ITEMS:
◇ ◇ ◇ ◇ ◇ ◇ ◇
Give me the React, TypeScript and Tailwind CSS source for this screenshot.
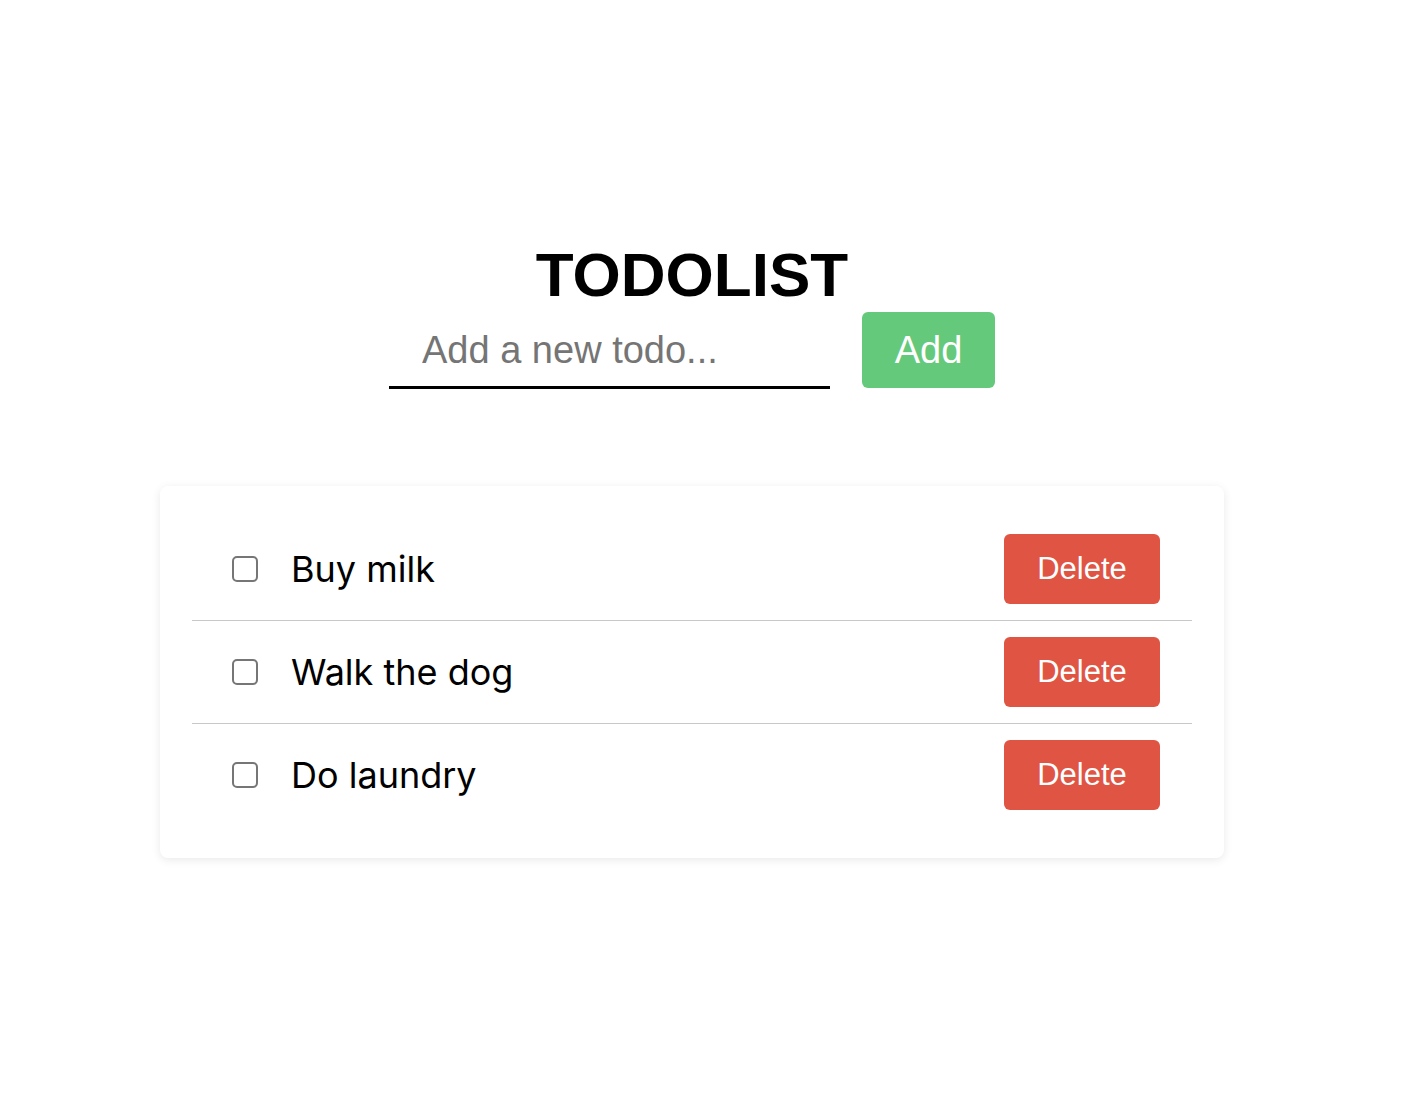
◇ ◇ ◇ ◇ ◇ ◇ ◇
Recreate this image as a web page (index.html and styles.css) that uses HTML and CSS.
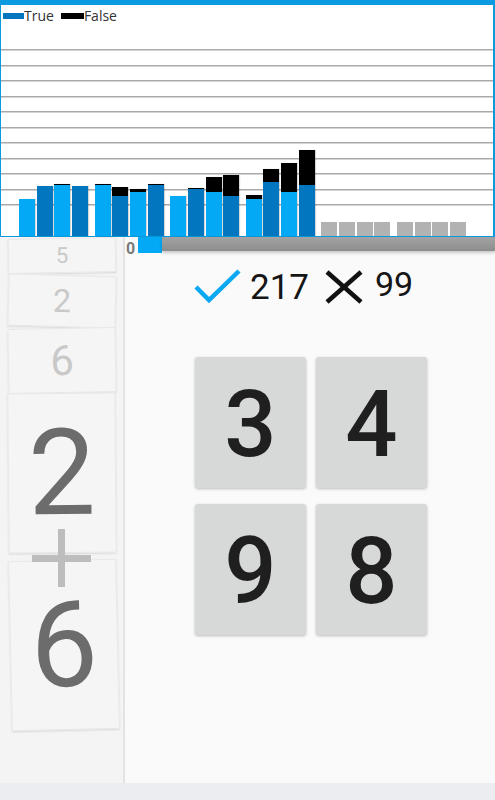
◇ ◇ ◇ ◇ ◇ ◇ ◇
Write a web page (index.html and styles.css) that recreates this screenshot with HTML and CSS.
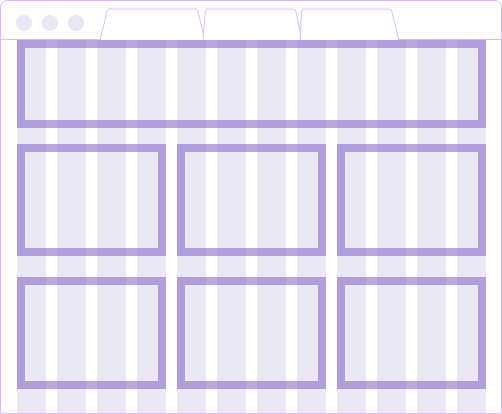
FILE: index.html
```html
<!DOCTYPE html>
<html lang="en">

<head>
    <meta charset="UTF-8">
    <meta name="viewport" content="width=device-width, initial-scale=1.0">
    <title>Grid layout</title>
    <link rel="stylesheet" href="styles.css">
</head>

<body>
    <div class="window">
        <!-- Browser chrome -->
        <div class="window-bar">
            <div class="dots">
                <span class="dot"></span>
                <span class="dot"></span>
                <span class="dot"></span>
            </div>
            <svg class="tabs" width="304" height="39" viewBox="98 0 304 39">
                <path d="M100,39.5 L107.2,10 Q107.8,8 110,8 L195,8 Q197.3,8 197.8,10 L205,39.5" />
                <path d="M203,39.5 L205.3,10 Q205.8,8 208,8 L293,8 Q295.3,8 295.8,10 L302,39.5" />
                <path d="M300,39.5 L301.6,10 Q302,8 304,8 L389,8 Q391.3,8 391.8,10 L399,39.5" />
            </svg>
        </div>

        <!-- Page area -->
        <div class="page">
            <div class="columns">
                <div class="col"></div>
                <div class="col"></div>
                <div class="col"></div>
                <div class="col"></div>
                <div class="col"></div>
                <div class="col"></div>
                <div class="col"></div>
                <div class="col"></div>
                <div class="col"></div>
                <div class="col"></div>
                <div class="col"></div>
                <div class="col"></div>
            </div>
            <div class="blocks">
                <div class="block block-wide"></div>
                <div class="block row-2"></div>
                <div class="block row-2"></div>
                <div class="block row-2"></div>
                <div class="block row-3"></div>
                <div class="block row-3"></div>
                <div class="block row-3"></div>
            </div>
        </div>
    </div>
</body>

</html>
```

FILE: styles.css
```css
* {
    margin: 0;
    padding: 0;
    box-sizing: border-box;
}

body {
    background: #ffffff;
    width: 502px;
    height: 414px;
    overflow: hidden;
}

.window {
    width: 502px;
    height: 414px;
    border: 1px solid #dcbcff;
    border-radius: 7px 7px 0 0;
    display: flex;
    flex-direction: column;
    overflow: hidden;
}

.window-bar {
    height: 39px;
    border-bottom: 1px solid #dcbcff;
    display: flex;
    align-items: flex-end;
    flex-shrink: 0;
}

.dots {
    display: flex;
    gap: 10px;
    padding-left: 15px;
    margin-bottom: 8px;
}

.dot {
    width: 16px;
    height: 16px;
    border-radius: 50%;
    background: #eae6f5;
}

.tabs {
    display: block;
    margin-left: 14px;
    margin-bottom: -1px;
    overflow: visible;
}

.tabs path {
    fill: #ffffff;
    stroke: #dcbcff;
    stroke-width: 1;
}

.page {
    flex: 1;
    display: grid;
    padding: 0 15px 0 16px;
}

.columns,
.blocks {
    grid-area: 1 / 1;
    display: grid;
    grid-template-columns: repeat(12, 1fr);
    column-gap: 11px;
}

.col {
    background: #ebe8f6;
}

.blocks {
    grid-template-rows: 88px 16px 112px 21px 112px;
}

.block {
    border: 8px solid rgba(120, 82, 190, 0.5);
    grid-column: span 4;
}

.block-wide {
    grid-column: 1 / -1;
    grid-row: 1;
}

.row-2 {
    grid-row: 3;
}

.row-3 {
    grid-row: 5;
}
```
◇ ◇ ◇ ◇ ◇ ◇ ◇
EXERCISE: In the entries above, find every line holding the word "styles" and copy it out.

FULL RESPONSE:
Recreate this image as a web page (index.html and styles.css) that uses HTML and CSS.
Write a web page (index.html and styles.css) that recreates this screenshot with HTML and CSS.
    <link rel="stylesheet" href="styles.css">
FILE: styles.css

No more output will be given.